Depuis le 1er juin et jusqu'au 15 août, les étrangers dont le permis
de séjour a expiré depuis le 31 octobre 2019 peuvent demander un permis
de séjour pour une durée n'excédant pas six mois.
A la mi-juin, 32.000 demandes étaient parvenues au ministère de
l'Intérieur. «Si l'on considère qu'environ 600.000 personnes en Italie
sont sans titre de séjour, on peut affirmer que nous sommes face à un
échec, que ça ne fonctionne pas», affirme M. Soumahoro.
Selon lui, les employeurs à qui il revient d'effectuer la démarche,
moyennant une contribution forfaitaire de 500 euros, n'ont pas
l'intention de le faire «car non seulement c'est trop cher, mais il y a
aussi des milliers de travailleurs exclus parce que leur permis de
séjour a expiré avant la date prévue» du 31 octobre.
«Nous demandons une régularisation d'un an minimum parce dans une
phase dramatique comme celle que nous vivons, on ne peut pas trouver un
travail en six mois», affirme Aboubakar Soumahoro.

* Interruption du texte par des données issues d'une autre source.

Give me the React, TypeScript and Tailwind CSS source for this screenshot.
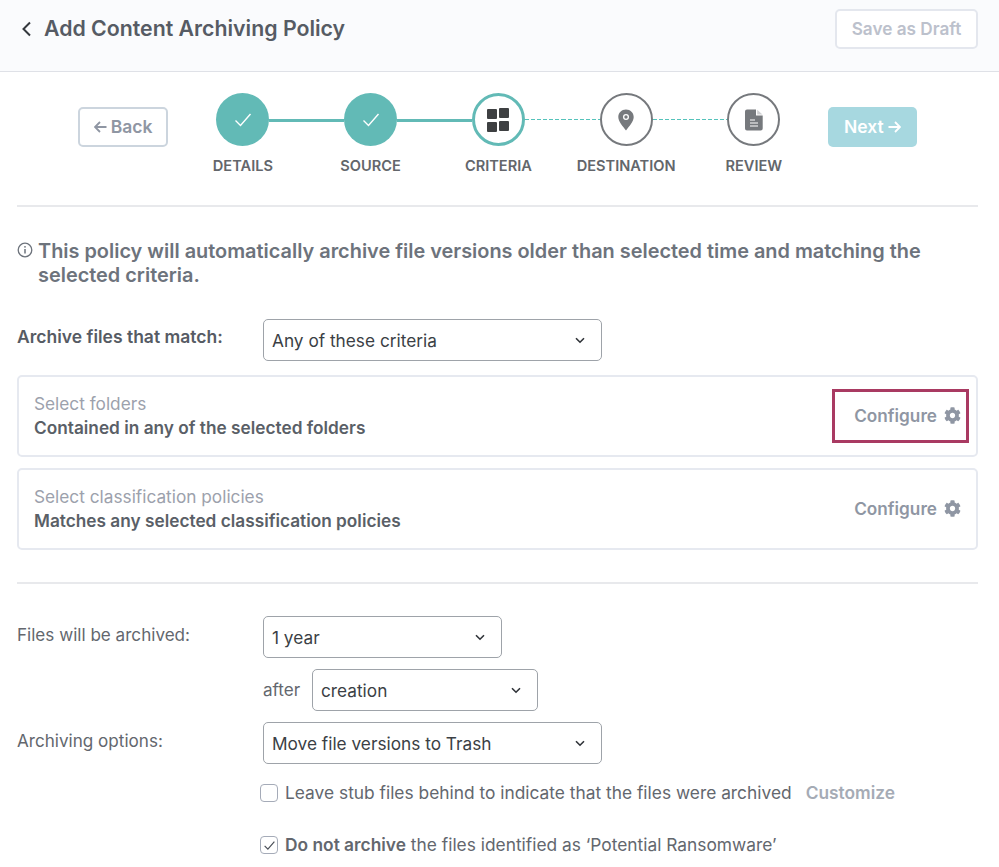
import React from "react";

const Check = ({ size = 20, cls = "text-white", sw = 1.4 }: { size?: number; cls?: string; sw?: number }) => (
  <svg width={size} height={size} viewBox="0 0 20 20" fill="none" className={cls}>
    <path d="M2.5 10.5 L7.5 15.5 L17.5 4" stroke="currentColor" strokeWidth={sw} />
  </svg>
);

const Chevron = () => (
  <svg width="10" height="7" viewBox="0 0 10 7" fill="none">
    <path d="M1 1.2 L5 5.2 L9 1.2" stroke="#2f3338" strokeWidth="1.6" />
  </svg>
);

const Gear = () => (
  <svg className="-mt-[1px]" width="17" height="17" viewBox="0 0 512 512" fill="#8f96a3">
    <path d="M487.4 315.7l-42.6-24.6c4.3-23.2 4.3-47 0-70.2l42.6-24.6c4.9-2.8 7.1-8.6 5.5-14-11.1-35.6-30-67.8-54.7-94.6-3.8-4.1-10-5.1-14.8-2.3L380.8 110c-17.9-15.4-38.5-27.3-60.8-35.1V25.8c0-5.6-3.9-10.5-9.4-11.7-36.7-8.2-74.3-7.8-109.2 0-5.5 1.2-9.4 6.1-9.4 11.7V75c-22.2 7.9-42.8 19.8-60.8 35.1L88.7 85.5c-4.9-2.8-11-1.9-14.8 2.3-24.7 26.7-43.6 58.9-54.7 94.6-1.7 5.4.6 11.2 5.5 14L67.3 221c-4.3 23.2-4.3 47 0 70.2l-42.6 24.6c-4.9 2.8-7.1 8.6-5.5 14 11.1 35.6 30 67.8 54.7 94.6 3.8 4.1 10 5.1 14.8 2.3l42.6-24.6c17.9 15.4 38.5 27.3 60.8 35.1v49.2c0 5.6 3.9 10.5 9.4 11.7 36.7 8.2 74.3 7.8 109.2 0 5.5-1.2 9.4-6.1 9.4-11.7v-49.2c22.2-7.9 42.8-19.8 60.8-35.1l42.6 24.6c4.9 2.8 11 1.9 14.8-2.3 24.7-26.7 43.6-58.9 54.7-94.6 1.5-5.5-.7-11.3-5.6-14.1zM256 336c-44.1 0-80-35.9-80-80s35.9-80 80-80 80 35.9 80 80-35.9 80-80 80z" />
  </svg>
);

const Select = ({ label, w }: { label: string; w: string }) => (
  <div className={`${w} h-[42px] flex items-center justify-between pl-[8px] pr-[16px] bg-white border border-[#9ea3a9] rounded-[5px] text-[17.25px] text-[#3b3f45]`}>
    <span className="mt-[1px]">{label}</span>
    <Chevron />
  </div>
);

const Step = ({
  label, first, last, leftDashed, rightDashed, children, circle,
}: {
  label: string; first?: boolean; last?: boolean; leftDashed?: boolean; rightDashed?: boolean; children: React.ReactNode; circle: string;
}) => {
  const solid = "flex-1 h-[3px] mt-[2px] bg-[#62bab6]";
  const dash = "flex-1 h-[1px] bg-[repeating-linear-gradient(90deg,#55c3bb_0_4px,transparent_4px_6px)]";
  return (
    <div className="w-[127.75px] flex flex-col items-center">
      <div className="w-full flex items-center">
        <div className={first ? "flex-1" : leftDashed ? dash : solid} />
        <div className={`w-[53px] h-[53px] shrink-0 rounded-full flex items-center justify-center ${circle}`}>{children}</div>
        <div className={last ? "flex-1" : rightDashed ? dash : solid} />
      </div>
      <div className="mt-[11px] text-[14.6px] leading-[18px] font-semibold text-[#63666b] whitespace-nowrap">{label}</div>
    </div>
  );
};

const Card = ({ title, sub, highlighted, mt }: { title: string; sub: string; highlighted?: boolean; mt: string }) => (
  <div className={`${mt} h-[82px] border-2 border-[#e6e9f0] rounded-[5px] flex items-center justify-between pl-[15px] pr-[15px]`}>
    <div>
      <div className="text-[17.25px] leading-[24px] text-[#9ca1ac]">{title}</div>
      <div className="text-[17.25px] leading-[24px] font-semibold text-[#5a5f67]">{sub}</div>
    </div>
    <div className={`-mr-[8px] h-[54px] w-[137px] pr-[5px] flex items-center justify-end gap-[7px] border-[3px] ${highlighted ? "border-[#a93a62]" : "border-transparent"}`}>
      <span className="text-[17.2px] font-semibold text-[#8f96a3]">Configure</span>
      <Gear />
    </div>
  </div>
);

export default function App() {
  return (
    <div className="w-[999px] h-[867px] overflow-hidden bg-white font-['Inter',sans-serif]">
      <header className="h-[72px] bg-[#fafbfd] border-b border-[#dfe1e7] flex items-center justify-between pl-[21px] pr-[21px] pb-[13px]">
        <div className="flex items-center gap-[12px]">
          <svg width="11" height="16" viewBox="0 0 11 16" fill="none">
            <path d="M9 1.5 L2.5 8 L9 14.5" stroke="#34383d" strokeWidth="2" />
          </svg>
          <h1 className="text-[21.3px] font-semibold text-[#565b64]">Add Content Archiving Policy</h1>
        </div>
        <button className="w-[143px] h-[40px] bg-white border-2 border-[#e4e7ee] rounded-[5px] text-[17.2px] font-semibold text-[#bcc1cc]">Save as Draft</button>
      </header>

      <main className="px-[17px] pr-[21px]">
        <div className="h-[135px] border-b-2 border-[#e8e9ec] flex items-start pt-[21px] pl-[61px]">
          <button className="mt-[14px] w-[90px] h-[40px] border-2 border-[#ccd5de] rounded-[5px] text-[17.5px] font-semibold text-[#8f96a3] flex items-center justify-center gap-[4px]">
            <svg width="13" height="12" viewBox="0 0 13 12" fill="none"><path d="M12.5 6 H1.5 M6 1 L1 6 L6 11" stroke="currentColor" strokeWidth="1.8" /></svg>
            Back
          </button>
          <div className="ml-[11px] flex items-start">
            <Step first label="DETAILS" circle="bg-[#62bab6]"><Check /></Step>
            <Step label="SOURCE" circle="bg-[#62bab6]"><Check /></Step>
            <Step rightDashed label="CRITERIA" circle="border-[3px] border-[#62bab6]">
              <div className="grid grid-cols-2 gap-[2px]">
                <div className="w-[10px] h-[10px] mt-[1px] bg-[#3e4042] rounded-[1px]" />
                <div className="w-[10px] h-[10px] bg-[#3e4042] rounded-[1px]" />
                <div className="w-[10px] h-[10px] mt-[1px] bg-[#3e4042] rounded-[1px]" />
                <div className="w-[10px] h-[10px] bg-[#3e4042] rounded-[1px]" />
              </div>
            </Step>
            <Step leftDashed rightDashed label="DESTINATION" circle="border-2 border-[#76797d]">
              <svg width="16" height="22" viewBox="0 0 16 22">
                <path fillRule="evenodd" fill="#76797d" d="M8 0.5 C3.6 0.5 0.3 3.8 0.3 8 C0.3 12.5 5 17.5 8 21.5 C11 17.5 15.7 12.5 15.7 8 C15.7 3.8 12.4 0.5 8 0.5 Z M8 5 A3 3 0 1 1 8 11 A3 3 0 1 1 8 5 Z M8 6.3 A1.7 1.7 0 1 0 8 9.7 A1.7 1.7 0 1 0 8 6.3 Z" />
              </svg>
            </Step>
            <Step last leftDashed label="REVIEW" circle="border-2 border-[#76797d]">
              <svg width="18" height="22" viewBox="0 0 18 22">
                <path fill="#76797d" d="M2 0.5 H11 V6.5 H17.7 V19.5 A2 2 0 0 1 15.7 21.5 H2 A2 2 0 0 1 0 19.5 V2.5 A2 2 0 0 1 2 0.5 Z" />
                <path fill="#76797d" d="M12.2 0.8 L17.5 5.5 H12.2 Z" opacity="0.35" />
                <path d="M5 11 H10 M5 14 H13 M5 17 H13" stroke="#fff" strokeWidth="1.2" />
              </svg>
            </Step>
          </div>
          <button className="ml-[10px] mt-[14px] w-[89px] h-[40px] bg-[#a7d8e0] rounded-[5px] text-[17.5px] font-semibold text-white flex items-center justify-center gap-[4px]">
            Next
            <svg width="13" height="12" viewBox="0 0 13 12" fill="none"><path d="M0.5 6 H11.5 M7 1 L12 6 L7 11" stroke="currentColor" strokeWidth="1.8" /></svg>
          </button>
        </div>

        <div className="mt-[32px] flex gap-[5px]">
          <svg className="mt-[3px] shrink-0" width="16" height="16" viewBox="0 0 16 16" fill="none">
            <circle cx="8" cy="8" r="6.8" stroke="#6d737c" strokeWidth="1.3" />
            <path d="M8 7 V11.5" stroke="#6d737c" strokeWidth="1.5" />
            <circle cx="8" cy="4.8" r="0.9" fill="#6d737c" />
          </svg>
          <p className="text-[19.9px] leading-[24px] font-semibold text-[#6d737c]">
            This policy will automatically archive file versions older than selected time and matching the selected criteria.
          </p>
        </div>

        <div className="mt-[32px] flex items-center">
          <div className="w-[246px] -mt-[6px] text-[17.5px] font-semibold text-[#565b64]">Archive files that match:</div>
          <Select w="w-[339px]" label="Any of these criteria" />
        </div>

        <Card mt="mt-[14px]" title="Select folders" sub="Contained in any of the selected folders" highlighted />
        <Card mt="mt-[11px]" title="Select classification policies" sub="Matches any selected classification policies" />

        <div className="mt-[32px] border-t-2 border-[#e8e9ec]" />

        <div className="mt-[32px] flex items-center">
          <div className="w-[246px] text-[17.1px] text-[#63676e] -mt-[5px]">Files will be archived:</div>
          <Select w="w-[239px]" label="1 year" />
        </div>
        <div className="mt-[11px] ml-[246px] flex items-center">
          <span className="w-[49px] text-[17.1px] text-[#63676e]">after</span>
          <Select w="w-[226px]" label="creation" />
        </div>
        <div className="mt-[11px] flex items-center">
          <div className="w-[246px] text-[17.1px] text-[#63676e] -mt-[5px]">Archiving options:</div>
          <Select w="w-[339px]" label="Move file versions to Trash" />
        </div>
        <div className="mt-[16px] ml-[243px] flex items-center">
          <div className="w-[18px] h-[18px] border border-[#a5abb8] rounded-[4px]" />
          <span className="ml-[7px] text-[17.35px] text-[#63676e]">Leave stub files behind to indicate that the files were archived</span>
          <span className="ml-[14px] text-[17.35px] font-semibold text-[#a5abb5]">Customize</span>
        </div>
        <div className="mt-[26px] ml-[243px] flex items-center">
          <div className="w-[18px] h-[18px] border border-[#a5abb8] rounded-[4px] flex items-center justify-center">
            <Check size={13} cls="text-[#4a4f57]" sw={1.8} />
          </div>
          <span className="ml-[7px] text-[17.35px] text-[#63676e]"><b className="font-semibold">Do not archive</b> the files identified as ‘Potential Ransomware’</span>
        </div>
      </main>
    </div>
  );
}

«On utilise l'argument de la couleur de la peau ou la provenance
géographique pour réduire des personnes à des conditions de
néo-esclavage», fustige-t-il. «Mais notre combat concerne aussi des
Italiens qui travaillent, des misérables qui vivent dans des conditions
pénibles».
Le syndicaliste exhorte aussi l'exécutif à abroger les décrets
sécurité, des lois qu'avait fait adopter en 2018 et 2019 l'ancien
ministre de l'Intérieur Matteo Salvini, chef de la Ligue (extrême
droite).
Ces textes ont introduit la suppression du permis de séjour pour
raisons humanitaires, des fonds pour le rapatriement des migrants en
situation irrégulière et des restrictions en matières de sauvetage des
migrants en mer.
Ces mesures n'ont pas été modifiées par la coalition formée du
Mouvement Cinq étoiles (antisystème) et du Parti démocrate (gauche), au
pouvoir depuis septembre dernier.
«Le gouvernement nous a dit qu'il veut réformer ces lois, alors que
nous voulons qu'elles soient éliminées», explique M. Soumahoro.